In 2001, Jah completed the Hajj pilgrimage to Mecca.

In July 2006, he contracted Lassa fever encephalitis and was flown to Germany by his wife for medical treatment, initially thought to be suffering from cerebral malaria. After a short admission to the Munster University Hospital, where Lassa fever was diagnosed, he was transferred to Frankfurt University Hospital for high-level isolation intensive care. Jah remained in a coma from July to October 2006 and was discharged from hospital just before Christmas of that year. In January 2007, he began rehabilitation at Clinic Hilchenbach. Although he never fully recovered, he regained the ability to walk along the hallway, converse and use the computer. For 16 years, his wife Betti cared for him at their home in Lienen. During this period, under medical supervision, Jah made five more trips to Sierra Leone, with his last visit in 2017. His planned trip in 2020 was cancelled due to the COVID-19 pandemic.

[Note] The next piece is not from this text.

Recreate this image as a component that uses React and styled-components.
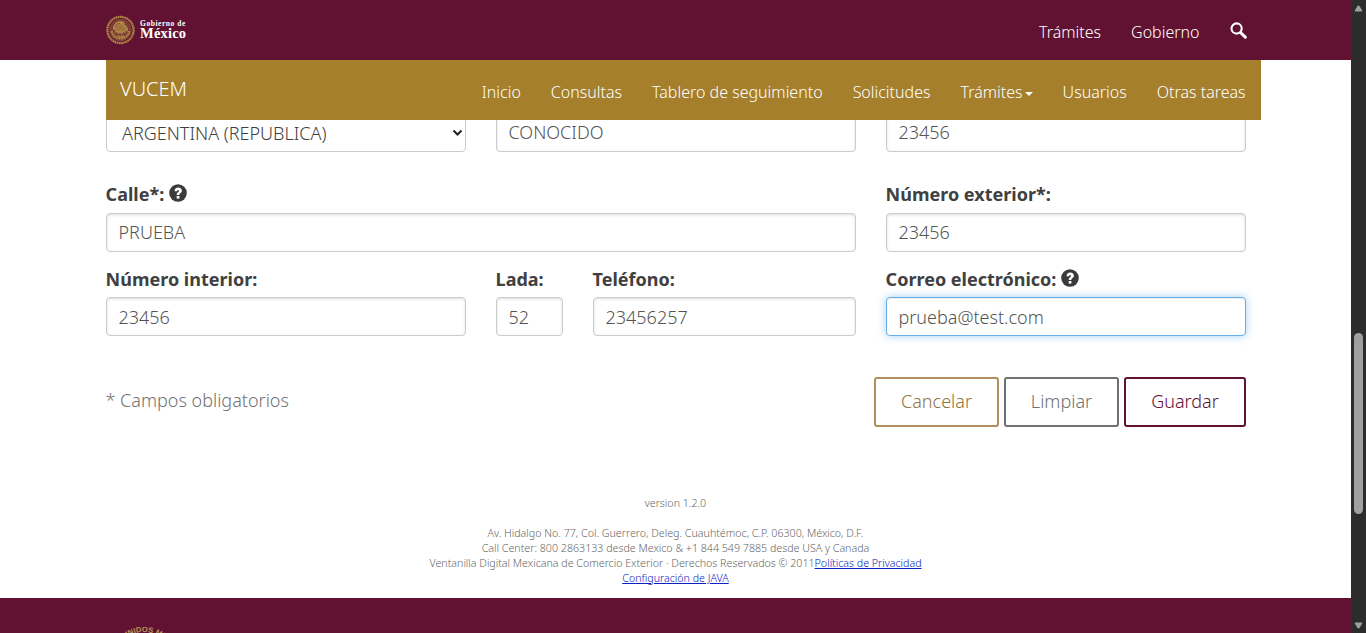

He died on 2 August 2024 at Klinikum Osnabrück following several large brain infarctions. He is survived by his wife Madam Betti Elisabeth Beckmann-Jah, together for 56 years, and their daughter Dr Hawanatu Bettina Daniela Jah, his son-in-law Prof Menno Roderick Smit and his grandchildren Malika Bae Amelia Smit-Jah, Kailu Fredrik Oleander Smit-Jah and Nyota Elisabeth Atlantis Smit-Jah, by his daughter Zainab Valerie Adenikeh Jah and his son-in-law Timothy Sean Naylor. Furthermore he is survived by several brothers, sisters, in-laws, nieces, nephews, colleagues, friends and relatives in his homes in Sierra Leone, Germany and abroad. He received a state funeral on 28 August 2024 in Freetown, which was followed by a laying out ceremony at Bo School on 29 August 2024 and burial on 30 August 2024 in Pujehun.